Henry Ford, the founder of the Ford Motor Company, is credited with having said, "If I had asked people what they wanted, they would have said faster horses."  That sentiment was famously echoed by the late Apple CEO Steve Jobs, who said, "Customers don't know what they want until we've shown them."  Both quotes served to underscore the point that these revolutionary business leaders didn't believe in market research.

Bezos places himself firmly in the same camp and credits some of the company's greatest successes -- Amazon Web Services (AWS), machine learning, and Echo -- with the company culture of curiosity and exploration, rather than relying on market research. "No customer was asking for Echo," Bezos wrote. "This was definitely us wandering. Market research doesn't help."

A woman walking down the sidewalk in front of an Amazon Go store.

Image source: Amazon.

4. Amazon is still a small player in retail

While Amazon is the undisputed king of e-commerce in the U.S., its sales are still just a drop in the bucket in terms of global retail. "We represent a low single-digit percentage of the (global) retail market, and there are much larger retailers in every country where we operate," Bezos said. He also pointed out that 90% of retail still happens in physical stores.

That reality no doubt had Amazon debating the best way to effectively enter the brick-and-mortar retail market, and how it might serve customers in physical stores. This led Amazon to try to "get rid of the worst thing about physical retail: checkout lines. No one likes to wait in line," Bezos said. This resulted in the development of the company's cashier-less Amazon Go stores. There are currently 10 of these futuristic grocery stores, and the company has plans for as many as 3,000, according to reports.

5. A challenge to the competition

Late last year, Amazon announced it would raise its minimum wage to $15 per hour for all full-time, part-time, temporary, and seasonal employees across the U.S., a move that benefited more than 250,000 employees and over 100,000 seasonal workers. Bezos said, "We strongly believe that this will benefit our business as we invest in our employees." Even though the company had always offered competitive wages, "we decided it was time to lead -- to offer wages that went beyond competitive ... because it seemed like the right thing to do," he said.

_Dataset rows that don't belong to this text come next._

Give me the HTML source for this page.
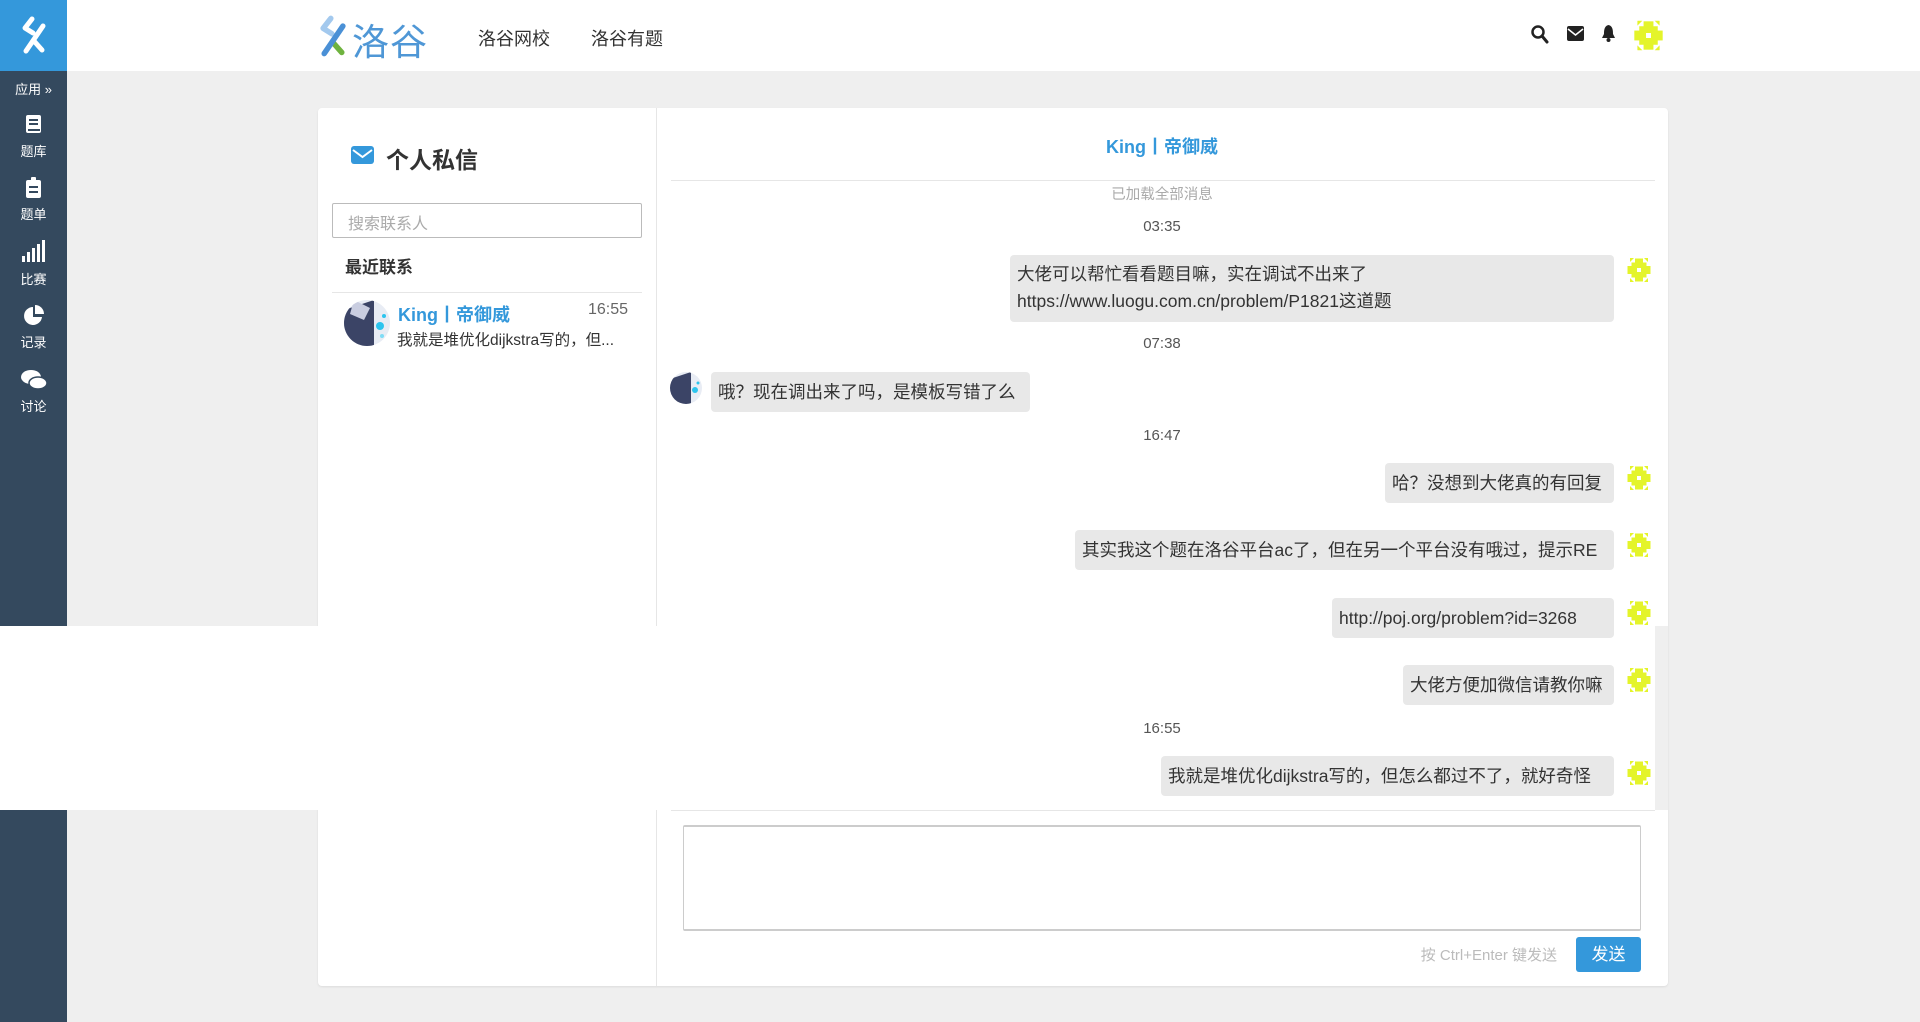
<!DOCTYPE html>
<html><head><meta charset="utf-8"><style>
*{margin:0;padding:0;box-sizing:border-box}
body{width:1920px;height:1022px;background:#efefef;font-family:"Liberation Sans","Noto Sans CJK SC",sans-serif;color:#333;position:relative;overflow:hidden}
.a{position:absolute}
.side{left:0;top:0;width:67px;height:1022px;background:#34495e}
.side .top{left:0;top:0;width:67px;height:71px;background:#3498db}
.si{left:0;width:67px;text-align:center;color:#fff;font-size:13px}
.hdr{left:67px;top:0;width:1853px;height:71px;background:#fff}
.card{left:318px;top:108px;width:1350px;height:878px;background:#fff;border-radius:4px;box-shadow:0 1px 2px rgba(0,0,0,.08)}
.bub{background:#e8e8e8;border-radius:4px;font-size:17.5px;color:#333;padding:0 7px;line-height:40px;white-space:nowrap}
.tm{font-size:15px;color:#555;width:200px;text-align:center;left:1062px}
</style></head><body>
<svg width="0" height="0" style="position:absolute"><defs>
<clipPath id="cc"><circle cx="3" cy="3" r="3"/></clipPath>
<g id="av" clip-path="url(#cc)"><g fill="#e4f42a">
<path fill-rule="evenodd" d="M1.5 1.5H4.5V4.5H1.5Z M2.6 2.6V3.4H3.4V2.6Z"/>
<rect x="2.2" y="0.7" width="1.6" height="0.9"/><rect x="2.2" y="4.4" width="1.6" height="0.9"/>
<rect x="0.7" y="2.2" width="0.9" height="1.6"/><rect x="4.4" y="2.2" width="0.9" height="1.6"/>
<path d="M1.2 0.6L2 0.6L1.2 1.4Z M4.8 0.6L4 0.6L4.8 1.4Z M1.2 5.4L2 5.4L1.2 4.6Z M4.8 5.4L4 5.4L4.8 4.6Z"/>
</g></g></defs></svg>
<div class="a side"><div class="a top"></div>
<svg class="a" style="left:19px;top:15px" width="30" height="40" viewBox="0 0 30 40"><path d="M13 4 L6 13 L14 18 M24 11 L7 36 M15 26 L23 35" stroke="#fff" stroke-width="5" fill="none" stroke-linecap="round" stroke-linejoin="round"/></svg>
<div class="a si" style="top:79px">应用 »</div>
<svg class="a" style="left:25px;top:115px" width="17" height="20"><rect x="1" y="0" width="15" height="18" rx="2" fill="#fff"/><rect x="4" y="4" width="9" height="2" fill="#34495e"/><rect x="4" y="8" width="9" height="2" fill="#34495e"/><rect x="3" y="14" width="12" height="2" fill="#34495e"/></svg>
<div class="a si" style="top:141px">题库</div>
<svg class="a" style="left:26px;top:177px" width="15" height="21"><rect x="0" y="3" width="15" height="18" rx="2" fill="#fff"/><rect x="5" y="0" width="5" height="5" rx="1" fill="#fff"/><rect x="3" y="9" width="9" height="2" fill="#34495e"/><rect x="3" y="14" width="9" height="2" fill="#34495e"/></svg>
<div class="a si" style="top:204px">题单</div>
<svg class="a" style="left:22px;top:240px" width="24" height="22"><rect x="0" y="16" width="3" height="6" fill="#fff"/><rect x="5" y="12" width="3" height="10" fill="#fff"/><rect x="10" y="8" width="3" height="14" fill="#fff"/><rect x="15" y="4" width="3" height="18" fill="#fff"/><rect x="20" y="0" width="3" height="22" fill="#fff"/></svg>
<div class="a si" style="top:269px">比赛</div>
<svg class="a" style="left:23px;top:305px" width="22" height="22"><path d="M10 2 A9 9 0 1 0 19 12 L10 12 Z" fill="#fff"/><path d="M12 0 A9 9 0 0 1 21 9 L12 9Z" fill="#fff"/></svg>
<div class="a si" style="top:332px">记录</div>
<svg class="a" style="left:20px;top:369px" width="28" height="22"><ellipse cx="11" cy="8" rx="10" ry="7" fill="#fff"/><ellipse cx="18" cy="14" rx="9" ry="6" fill="#fff" stroke="#34495e" stroke-width="1.5"/></svg>
<div class="a si" style="top:396px">讨论</div>
</div>
<div class="a hdr"></div>
<svg class="a" style="left:316px;top:14px" width="34" height="44" viewBox="0 0 30 40"><path d="M13 4 L6 13 L14 18" stroke="#a3c9ee" stroke-width="5" fill="none" stroke-linecap="round" stroke-linejoin="round"/><path d="M15 26 L23 35" stroke="#6fb33f" stroke-width="5" stroke-linecap="round"/><path d="M24 11 L7 36" stroke="#4a90d6" stroke-width="5" stroke-linecap="round"/></svg>
<div class="a" style="left:352px;top:12px;font-size:37px;color:#4f97d6;letter-spacing:1px">洛谷</div>
<div class="a" style="left:478px;top:25px;font-size:18px;color:#333">洛谷网校</div>
<div class="a" style="left:591px;top:25px;font-size:18px;color:#333">洛谷有题</div>
<svg class="a" style="left:1531px;top:25px" width="18" height="19"><circle cx="7" cy="7" r="5.5" stroke="#222" stroke-width="2.5" fill="none"/><path d="M11 11 L16 17" stroke="#222" stroke-width="3" stroke-linecap="round"/></svg>
<svg class="a" style="left:1567px;top:26px" width="17" height="15"><rect width="17" height="15" rx="2" fill="#222"/><path d="M1 3 L8.5 9 L16 3" stroke="#fff" stroke-width="1.6" fill="none"/></svg>
<svg class="a" style="left:1601px;top:24px" width="15" height="19"><path d="M7.5 1 C3 2 3 7 3 10 L1 14 L14 14 L12 10 C12 7 12 2 7.5 1Z" fill="#222"/><circle cx="7.5" cy="16" r="2" fill="#222"/></svg>
<svg class="a" style="left:1630px;top:17px" width="37" height="37" viewBox="0 0 6 6"><use href="#av"/></svg>

<div class="a card"></div>
<div class="a" style="left:656px;top:108px;width:1px;height:878px;background:#e6e6e6"></div>
<svg class="a" style="left:351px;top:146px" width="23" height="18"><rect width="23" height="18" rx="3" fill="#3498db"/><path d="M2 4 L11.5 11 L21 4" stroke="#fff" stroke-width="2" fill="none"/></svg>
<div class="a" style="left:386px;top:141px;font-size:23px;font-weight:bold;color:#333">个人私信</div>
<div class="a" style="left:332px;top:203px;width:310px;height:35px;border:1px solid #bbb;border-radius:2px;font-size:16px;color:#aaa;padding:6px 15px">搜索联系人</div>
<div class="a" style="left:345px;top:253px;font-size:17px;font-weight:bold;color:#333">最近联系</div>
<div class="a" style="left:332px;top:292px;width:310px;height:1px;background:#e6e6e6"></div>
<svg class="a" style="left:344px;top:300px" width="46" height="46"><defs><clipPath id="c1"><circle cx="23" cy="23" r="23"/></clipPath></defs><g clip-path="url(#c1)"><rect width="46" height="46" fill="#e8ecf4"/><path d="M0 10 L30 0 L30 46 L0 46Z" fill="#3b4466"/><path d="M10 0 L26 8 L20 20 L6 14Z" fill="#c9cde0"/><circle cx="36" cy="26" r="4" fill="#2cc4ee"/><circle cx="40" cy="16" r="2" fill="#2cc4ee"/><circle cx="38" cy="36" r="2" fill="#7fdcf5"/></g></svg>
<div class="a" style="left:398px;top:301px;font-size:18px;font-weight:bold;color:#3498db">King丨帝御威</div>
<div class="a" style="left:588px;top:301px;font-size:16px;color:#666">16:55</div>
<div class="a" style="left:397px;top:328px;font-size:15.5px;color:#333">我就是堆优化dijkstra写的，但...</div>

<div class="a" style="left:1062px;top:133px;width:200px;text-align:center;font-size:18px;font-weight:bold;color:#3498db">King丨帝御威</div>
<div class="a" style="left:671px;top:180px;width:984px;height:1px;background:#e6e6e6"></div>

<div class="a" style="left:0;top:626px;width:1655px;height:184px;background:#fff;z-index:2"></div>
<div class="a" style="left:1655px;top:626px;width:13px;height:184px;background:#efefef;z-index:2"></div>

<div style="position:absolute;left:0;top:0;z-index:3">
<div class="a tm" style="top:183px;color:#aaa;font-size:14.5px">已加载全部消息</div>
<div class="a tm" style="top:218px">03:35</div>
<div class="a bub" style="left:1010px;top:255px;width:604px;height:67px;line-height:27px;padding-top:6px">大佬可以帮忙看看题目嘛，实在调试不出来了<br>https://www.luogu.com.cn/problem/P1821这道题</div>
<div class="a tm" style="top:335px">07:38</div>
<svg class="a" style="left:670px;top:372px" width="32" height="32"><defs><clipPath id="c2"><circle cx="16" cy="16" r="16"/></clipPath></defs><g clip-path="url(#c2)"><rect width="32" height="32" fill="#e8ecf4"/><path d="M0 7 L21 0 L21 32 L0 32Z" fill="#3b4466"/><circle cx="25" cy="18" r="3" fill="#2cc4ee"/><circle cx="28" cy="11" r="1.5" fill="#2cc4ee"/></g></svg>
<div class="a bub" style="left:711px;top:372px;width:319px">哦？现在调出来了吗，是模板写错了么</div>
<div class="a tm" style="top:427px">16:47</div>
<div class="a bub" style="left:1385px;top:463px;width:229px">哈？没想到大佬真的有回复</div>
<div class="a bub" style="left:1075px;top:530px;width:539px">其实我这个题在洛谷平台ac了，但在另一个平台没有哦过，提示RE</div>
<div class="a bub" style="left:1332px;top:598px;width:282px">http://poj.org/problem?id=3268</div>
<div class="a bub" style="left:1403px;top:665px;width:211px">大佬方便加微信请教你嘛</div>
<div class="a tm" style="top:720px">16:55</div>
<div class="a bub" style="left:1161px;top:756px;width:453px">我就是堆优化dijkstra写的，但怎么都过不了，就好奇怪</div>
<svg class="a" style="left:1624px;top:255px" width="30" height="30" viewBox="0 0 6 6"><use href="#av"/></svg>
<svg class="a" style="left:1624px;top:463px" width="30" height="30" viewBox="0 0 6 6"><use href="#av"/></svg>
<svg class="a" style="left:1624px;top:530px" width="30" height="30" viewBox="0 0 6 6"><use href="#av"/></svg>
<svg class="a" style="left:1624px;top:598px" width="30" height="30" viewBox="0 0 6 6"><use href="#av"/></svg>
<svg class="a" style="left:1624px;top:665px" width="30" height="30" viewBox="0 0 6 6"><use href="#av"/></svg>
<svg class="a" style="left:1624px;top:758px" width="30" height="30" viewBox="0 0 6 6"><use href="#av"/></svg>
</div>

<div class="a" style="left:671px;top:810px;width:984px;height:1px;background:#e6e6e6"></div>
<div class="a" style="left:683px;top:825px;width:958px;height:106px;border:1px solid #ccc;border-top:2px solid #ccc;border-bottom:2px solid #ccc;border-radius:2px"></div>
<div class="a" style="left:1380px;top:944px;width:177px;text-align:right;font-size:15px;color:#bbb">按 Ctrl+Enter 键发送</div>
<div class="a" style="left:1576px;top:937px;width:65px;height:35px;background:#3498db;border-radius:3px;color:#fff;font-size:17px;text-align:center;line-height:35px">发送</div>
</body></html>
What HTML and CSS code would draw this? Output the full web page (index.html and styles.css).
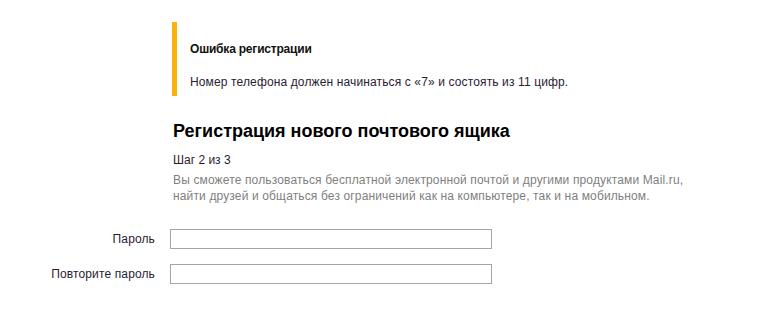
FILE: index.html
```html
<!DOCTYPE html>
<html lang="ru">
<head>
  <meta charset="UTF-8" />
  <title>Регистрация нового почтового ящика</title>
  <link rel="stylesheet" href="styles.css">
</head>
<body>
  <div class="page">
    <div class="error-box">
      <div class="error-title">Ошибка регистрации</div>
      <div class="error-text">Номер телефона должен начинаться с «7» и состоять из 11 цифр.</div>
    </div>

    <div class="intro">
      <h1 class="form-title">Регистрация нового почтового ящика</h1>
      <div class="step">Шаг 2 из 3</div>
      <p class="description">Вы сможете пользоваться бесплатной электронной почтой и другими продуктами Mail.ru,<br>найти друзей и общаться без ограничений как на компьютере, так и на мобильном.</p>
    </div>

    <form class="reg-form">
      <div class="row">
        <label class="row-label" for="password">Пароль</label>
        <input class="field" type="password" id="password" name="password">
      </div>
      <div class="row">
        <label class="row-label" for="password_repeat">Повторите пароль</label>
        <input class="field" type="password" id="password_repeat" name="password_repeat">
      </div>
    </form>
  </div>
</body>
</html>
```

FILE: styles.css
```css
body {
  font-family: "Liberation Sans", Arial, sans-serif;
  background: #fff;
  color: #333;
  margin: 0;
  padding: 0;
}

.page {
  padding-top: 22px;
}

.error-box {
  margin-left: 172px;
  border-left: 5px solid #f8b30d;
  padding: 20px 0 0 13px;
  height: 54px;
}

.error-title {
  font-size: 12px;
  font-weight: bold;
  letter-spacing: -0.2px;
  color: #111;
  line-height: 14px;
}

.error-text {
  font-size: 12px;
  letter-spacing: 0.13px;
  line-height: 16px;
  margin-top: 18px;
  color: #2b1b33;
}

.intro {
  margin-left: 173px;
  padding-top: 24px;
}

.form-title {
  font-size: 18px;
  font-weight: bold;
  color: #000;
  margin: 0;
  line-height: 22px;
}

.step {
  font-size: 12px;
  line-height: 16px;
  margin-top: 10px;
  color: #2b1b33;
}

.description {
  font-size: 12px;
  letter-spacing: 0.14px;
  line-height: 16px;
  color: #7f7f7f;
  margin: 4px 0 0;
}

.reg-form {
  margin-top: 25px;
}

.row {
  display: grid;
  grid-template-columns: 155px 322px;
  column-gap: 15px;
  align-items: center;
  margin-bottom: 15px;
}

.row-label {
  text-align: right;
  font-size: 12px;
  letter-spacing: 0.13px;
  color: #2b1b33;
}

.field {
  box-sizing: border-box;
  height: 20px;
  width: 322px;
  margin: 0;
  border: 1px solid #a5a5a5;
  padding: 2px 4px;
  font-size: 12px;
}
```
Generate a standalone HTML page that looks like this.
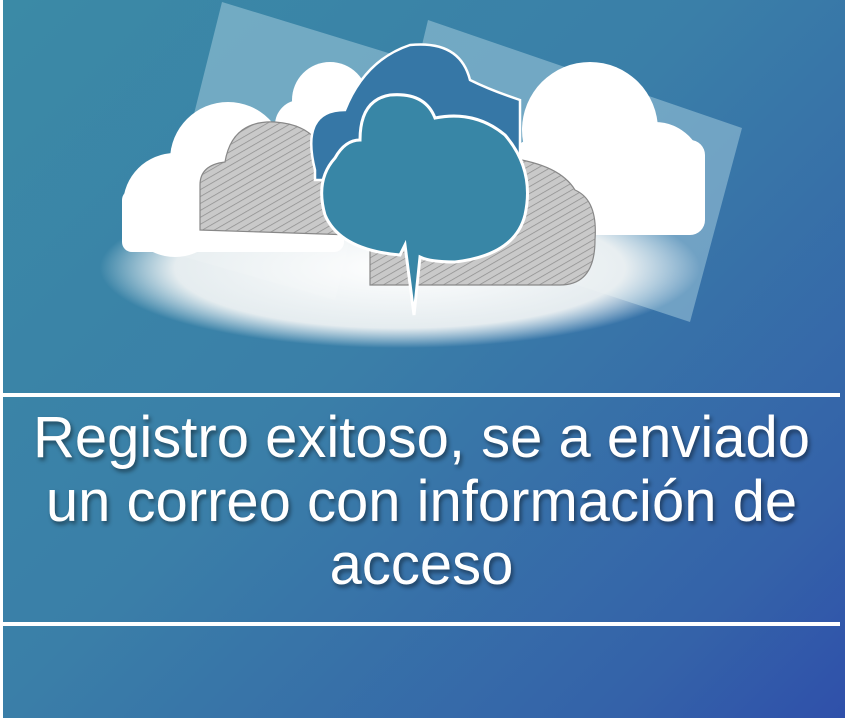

Bezos issued this challenge to competitors: "Today I challenge our top retail competitors (you know who you are!) to match our employee benefits and our $15 minimum wage. Do it! Better yet, go to $16 and throw the gauntlet back at us." He went on to cite other Amazon programs that benefit workers, like paying 95% of employee tuition, and career programs that teach things like resume writing and computer skills.